Growing up in Hilo, Hawaii, I thought traffic jams meant having to circle the parking lot twice to find a space. No one worried about ozone or took cars in for smog checks. Every desirable destination-shopping malls, movie theaters, beaches, even downtown-was within a few minutes’ drive.

Life’s different now. I live in Berkeley-a town allegedly within easy reach of the Napa Valley vineyards, Lake Tahoe, and San Francisco’s cosmopolitan scene. When I moved here from Los Angeles, I thought I’d escaped traffic jams, but a recent UC-Berkeley report says that median Bay Area commute time is the same as LA’s, about twenty-four minutes. Besides, my own experience has made me wary. A simple drive across 1. Table of Contentsthe Bay Bridge during rush hour can be a nightmare –there’s no detour – so I typically just stay home.

In nine months, I’ve learned a lot. When telling friends I work on a transportation magazine, most immediately assume it focuses on the design of freeways and traffic signals. “No, it’s more,” I say, struggling to describe UCTC research in a single breath. “Transportation is an essential feature of every function in modern society.”

As editor of ACCESS, I’ve discovered that transportation is a many-disciplined field, that it really does touch everything in modern economic and social life. This University’s roster of professors teaching transportation is a clear indication of that. It includes economists, civil political scientists, urban planners, sociologists, computer scientists, public health specialists, lawyers, vision scientists, environmentalists, landscape architects, psychologists, and no doubt others.

Of course, none of these subfields can deal with transportation problems by itself. Scientists and engineers may develop a feasible electric car that alleviates air pollution-but neither automakers nor policy makers will accept it unless the economics and the market conditions assure a benefit to them.
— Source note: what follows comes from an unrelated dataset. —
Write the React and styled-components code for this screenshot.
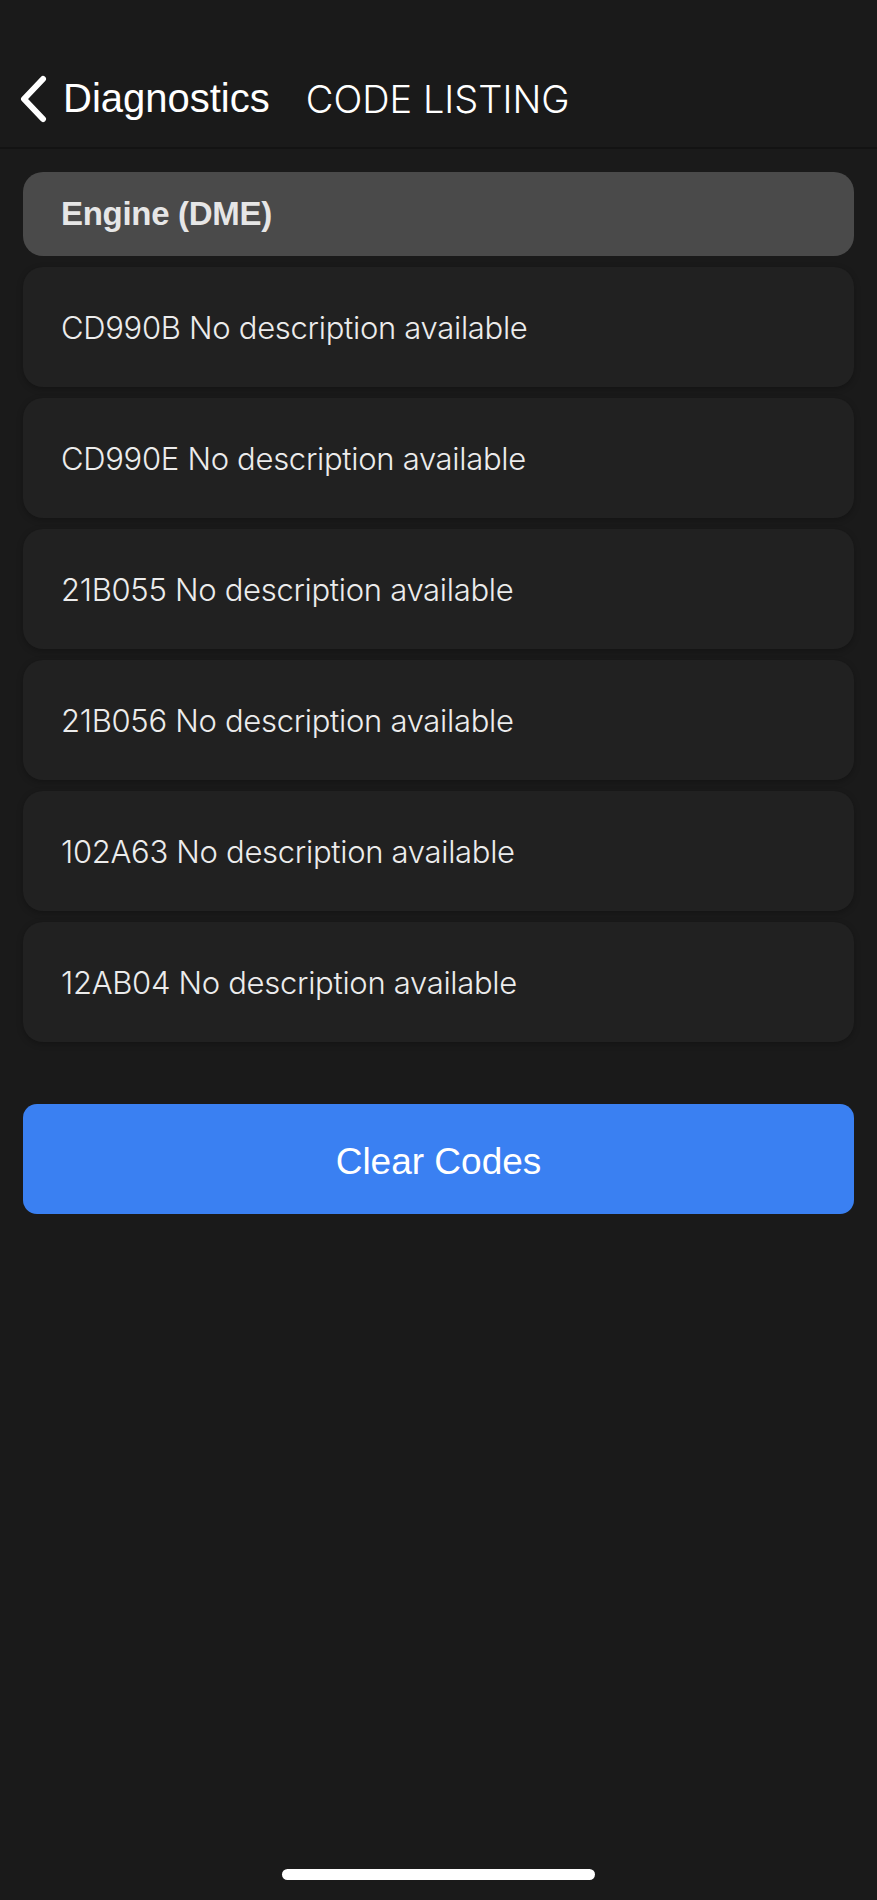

Even then, nonpolluting cars alone won’t relieve congestion.

Planners may contend that congestion will decline only with increased transit riding and reduced auto driving. That would require high-density development, or congestion pricing, or better transit service, or new vehicle technologies. But these won’t occur unless local residents agree to zoning changes, builders offer attractive apartments and townhouses, suburbanites move back to the city, manufacturers invest in more R&D, public officials impose user fees, and more. Changes of these sorts may have to wait for a major cultural change, a switch in lifestyles, a shift in incomes, improved industrial processes, and a different politics.

Habitual readers of ACCESS already know that our researchers speak in many tongues. Our Spring 1996 lineup further reflects their diversity. First, in a compelling argument based jointly in property law and economic principle, Daniel Klein et al. say cities should give private jitneys access to curb space rather than reserving transit stops exclusively to public buses. He argues that, if the present bus monopoly were replaced by open competition between the two transit modes, travelers would have more choices and better service, and transit riding would rise.

Everyone acknowledges the pervasive role of automobiles and knows their benefits don’t come free. Now Mark Delucchi has done the intensive analysis to expose the total social-cost of automobile use. He has worked through a complex maze of causal connections to categorize different types of costs and to construct dollar estimates for each. We expect his intricate analysis will generate a lively discussion, and ACCESS will eagerly provide a forum for it.

A much-cited 1990 study reported that vehicle-miles-traveled(VMT) rose by forty-one percent between 1983 and 1990. That seemed implausible to Charles Lave, so he checked it out using other estimating methods, including some of his own invention. He finds that the study significantly overestimated growth in VMT, then provides alternative estimates showing much more modest increases.

“No, it’s more,” I say, struggling to describe UCTC research in a single breath. “Transportation is an essential feature of every function in modern society.”

Michael Southworth says our current transit information media fail to serve many potential users. It seems that a high proportion of Americans are illiterate and thus can’t read instructions or maps. By exploiting new electronic technology that can present understandable information to persons who can’t read, he expects transit can become an attractive, rather than onerous, mode of travel for them.

Hoping to help cities respond effectively to future disasters, Martin Wachs and Nabil Kamel analyze the ways transportation agencies reacted to the 1994 Northridge earthquake in Los Angeles. He explains how the multitude of federal, state, and local agencies happened to work together during the emergency and why the highway system got fixed in record time.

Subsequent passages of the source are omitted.